WORK REQUIRED
Which lines below hold the word "index"? Report each one.

DATA EXCERPT

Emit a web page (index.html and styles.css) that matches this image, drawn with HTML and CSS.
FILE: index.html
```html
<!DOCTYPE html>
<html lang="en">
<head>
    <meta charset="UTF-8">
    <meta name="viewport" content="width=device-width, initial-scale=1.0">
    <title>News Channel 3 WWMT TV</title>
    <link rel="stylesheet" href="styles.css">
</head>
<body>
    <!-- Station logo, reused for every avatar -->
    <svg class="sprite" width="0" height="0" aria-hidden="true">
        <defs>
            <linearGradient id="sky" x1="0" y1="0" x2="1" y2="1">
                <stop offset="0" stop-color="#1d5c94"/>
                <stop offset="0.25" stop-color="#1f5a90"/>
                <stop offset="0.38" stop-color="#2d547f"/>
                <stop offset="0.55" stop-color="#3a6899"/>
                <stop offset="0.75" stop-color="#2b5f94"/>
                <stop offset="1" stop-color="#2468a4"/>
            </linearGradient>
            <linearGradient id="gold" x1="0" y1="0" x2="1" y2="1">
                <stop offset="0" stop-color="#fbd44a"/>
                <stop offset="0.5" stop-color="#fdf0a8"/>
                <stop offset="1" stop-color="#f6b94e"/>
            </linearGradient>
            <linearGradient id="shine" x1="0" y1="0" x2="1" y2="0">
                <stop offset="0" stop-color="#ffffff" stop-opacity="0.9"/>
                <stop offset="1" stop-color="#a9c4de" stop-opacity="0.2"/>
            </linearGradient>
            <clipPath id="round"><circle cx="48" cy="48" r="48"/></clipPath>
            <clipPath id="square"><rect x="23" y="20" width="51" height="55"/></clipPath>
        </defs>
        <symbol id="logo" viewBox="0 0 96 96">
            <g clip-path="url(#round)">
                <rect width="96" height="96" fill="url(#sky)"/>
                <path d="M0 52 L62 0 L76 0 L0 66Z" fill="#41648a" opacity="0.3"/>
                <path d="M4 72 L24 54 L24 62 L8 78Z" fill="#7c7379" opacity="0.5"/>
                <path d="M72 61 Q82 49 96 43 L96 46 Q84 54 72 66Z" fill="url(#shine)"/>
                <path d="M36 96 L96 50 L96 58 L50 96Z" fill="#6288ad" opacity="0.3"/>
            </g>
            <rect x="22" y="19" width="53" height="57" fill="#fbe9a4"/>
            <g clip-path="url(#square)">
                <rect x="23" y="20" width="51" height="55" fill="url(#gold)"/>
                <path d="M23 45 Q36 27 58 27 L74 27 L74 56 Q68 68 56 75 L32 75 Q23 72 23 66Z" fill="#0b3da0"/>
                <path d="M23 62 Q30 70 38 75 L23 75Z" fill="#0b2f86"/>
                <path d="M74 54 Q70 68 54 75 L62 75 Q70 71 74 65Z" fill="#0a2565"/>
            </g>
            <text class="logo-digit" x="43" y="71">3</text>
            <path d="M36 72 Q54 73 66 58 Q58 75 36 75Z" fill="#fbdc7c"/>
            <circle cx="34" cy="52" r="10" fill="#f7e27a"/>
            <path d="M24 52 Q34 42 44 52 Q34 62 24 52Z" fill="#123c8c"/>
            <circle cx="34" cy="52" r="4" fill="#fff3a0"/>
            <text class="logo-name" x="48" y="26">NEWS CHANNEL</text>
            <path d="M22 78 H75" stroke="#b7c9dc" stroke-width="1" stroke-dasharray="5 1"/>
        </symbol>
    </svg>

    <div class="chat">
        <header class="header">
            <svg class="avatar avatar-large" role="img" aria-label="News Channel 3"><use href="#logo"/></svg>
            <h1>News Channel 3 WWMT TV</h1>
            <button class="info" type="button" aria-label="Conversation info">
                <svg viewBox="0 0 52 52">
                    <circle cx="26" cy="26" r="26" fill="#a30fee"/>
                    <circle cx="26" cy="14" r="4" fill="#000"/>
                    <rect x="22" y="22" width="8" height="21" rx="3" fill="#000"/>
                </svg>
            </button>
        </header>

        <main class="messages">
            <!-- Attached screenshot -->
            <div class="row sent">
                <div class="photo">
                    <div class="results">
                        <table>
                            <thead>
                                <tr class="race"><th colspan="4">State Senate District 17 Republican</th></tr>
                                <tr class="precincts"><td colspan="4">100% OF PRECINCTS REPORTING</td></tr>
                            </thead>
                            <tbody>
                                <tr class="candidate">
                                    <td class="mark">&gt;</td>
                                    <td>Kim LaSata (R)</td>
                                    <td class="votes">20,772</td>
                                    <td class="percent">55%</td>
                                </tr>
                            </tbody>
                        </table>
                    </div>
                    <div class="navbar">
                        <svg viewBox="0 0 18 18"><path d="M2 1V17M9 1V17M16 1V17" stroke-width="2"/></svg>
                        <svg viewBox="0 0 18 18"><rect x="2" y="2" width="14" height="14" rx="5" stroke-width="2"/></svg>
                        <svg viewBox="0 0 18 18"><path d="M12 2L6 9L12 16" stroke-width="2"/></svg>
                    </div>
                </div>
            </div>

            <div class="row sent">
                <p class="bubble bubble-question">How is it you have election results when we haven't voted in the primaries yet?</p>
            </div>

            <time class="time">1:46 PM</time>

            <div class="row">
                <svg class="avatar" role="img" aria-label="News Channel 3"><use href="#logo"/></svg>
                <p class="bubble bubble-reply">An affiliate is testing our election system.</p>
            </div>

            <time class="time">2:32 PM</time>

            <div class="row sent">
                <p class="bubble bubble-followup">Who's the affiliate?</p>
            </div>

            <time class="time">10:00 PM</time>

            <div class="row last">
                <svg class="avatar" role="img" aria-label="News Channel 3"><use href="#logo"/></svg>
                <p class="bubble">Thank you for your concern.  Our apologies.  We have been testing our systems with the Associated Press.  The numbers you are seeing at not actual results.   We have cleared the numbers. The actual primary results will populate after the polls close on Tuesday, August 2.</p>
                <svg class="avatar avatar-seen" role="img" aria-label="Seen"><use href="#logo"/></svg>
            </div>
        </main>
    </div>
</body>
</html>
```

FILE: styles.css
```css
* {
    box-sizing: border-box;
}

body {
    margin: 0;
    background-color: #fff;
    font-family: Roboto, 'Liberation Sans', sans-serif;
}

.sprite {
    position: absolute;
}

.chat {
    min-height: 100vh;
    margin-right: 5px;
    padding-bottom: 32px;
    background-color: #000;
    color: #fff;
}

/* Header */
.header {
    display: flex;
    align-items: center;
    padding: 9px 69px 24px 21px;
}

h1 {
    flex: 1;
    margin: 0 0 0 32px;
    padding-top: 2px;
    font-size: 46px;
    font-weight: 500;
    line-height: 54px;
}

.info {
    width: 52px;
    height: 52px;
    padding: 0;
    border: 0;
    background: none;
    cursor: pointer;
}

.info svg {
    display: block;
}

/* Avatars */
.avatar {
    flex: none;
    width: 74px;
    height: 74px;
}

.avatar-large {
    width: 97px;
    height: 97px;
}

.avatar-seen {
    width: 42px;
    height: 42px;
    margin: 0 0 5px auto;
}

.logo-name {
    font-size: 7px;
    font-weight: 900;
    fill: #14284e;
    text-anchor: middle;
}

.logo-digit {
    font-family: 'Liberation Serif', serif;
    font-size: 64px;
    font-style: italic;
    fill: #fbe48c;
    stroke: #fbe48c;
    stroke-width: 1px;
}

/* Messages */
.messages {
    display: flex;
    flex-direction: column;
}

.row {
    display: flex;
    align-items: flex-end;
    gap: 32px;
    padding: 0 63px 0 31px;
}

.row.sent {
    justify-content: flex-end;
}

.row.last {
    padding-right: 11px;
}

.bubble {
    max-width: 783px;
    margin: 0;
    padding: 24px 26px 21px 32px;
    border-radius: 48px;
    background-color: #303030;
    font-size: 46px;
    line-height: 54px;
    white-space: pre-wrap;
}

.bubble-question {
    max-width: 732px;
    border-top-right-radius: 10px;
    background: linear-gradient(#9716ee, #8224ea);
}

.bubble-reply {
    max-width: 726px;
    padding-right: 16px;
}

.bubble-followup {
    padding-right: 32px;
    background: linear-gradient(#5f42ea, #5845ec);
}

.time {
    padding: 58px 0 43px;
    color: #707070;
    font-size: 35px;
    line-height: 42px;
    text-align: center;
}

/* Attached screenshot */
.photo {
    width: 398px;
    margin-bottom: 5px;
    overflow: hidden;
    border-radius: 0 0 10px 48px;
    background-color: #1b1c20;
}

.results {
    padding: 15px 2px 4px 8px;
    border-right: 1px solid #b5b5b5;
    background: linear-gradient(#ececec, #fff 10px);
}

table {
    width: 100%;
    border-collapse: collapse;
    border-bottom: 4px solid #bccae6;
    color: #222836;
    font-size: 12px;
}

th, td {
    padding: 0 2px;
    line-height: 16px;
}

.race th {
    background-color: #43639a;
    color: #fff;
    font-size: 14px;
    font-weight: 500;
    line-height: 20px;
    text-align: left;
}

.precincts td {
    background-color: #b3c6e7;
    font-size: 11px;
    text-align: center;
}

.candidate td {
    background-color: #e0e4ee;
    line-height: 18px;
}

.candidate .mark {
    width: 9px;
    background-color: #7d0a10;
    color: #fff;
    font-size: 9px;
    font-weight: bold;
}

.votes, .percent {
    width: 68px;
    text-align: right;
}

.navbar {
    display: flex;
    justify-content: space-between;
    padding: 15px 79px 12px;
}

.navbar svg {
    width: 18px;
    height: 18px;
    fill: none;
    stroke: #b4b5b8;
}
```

EXERCISE ANSWER
Emit a web page (index.html and styles.css) that matches this image, drawn with HTML and CSS.
FILE: index.html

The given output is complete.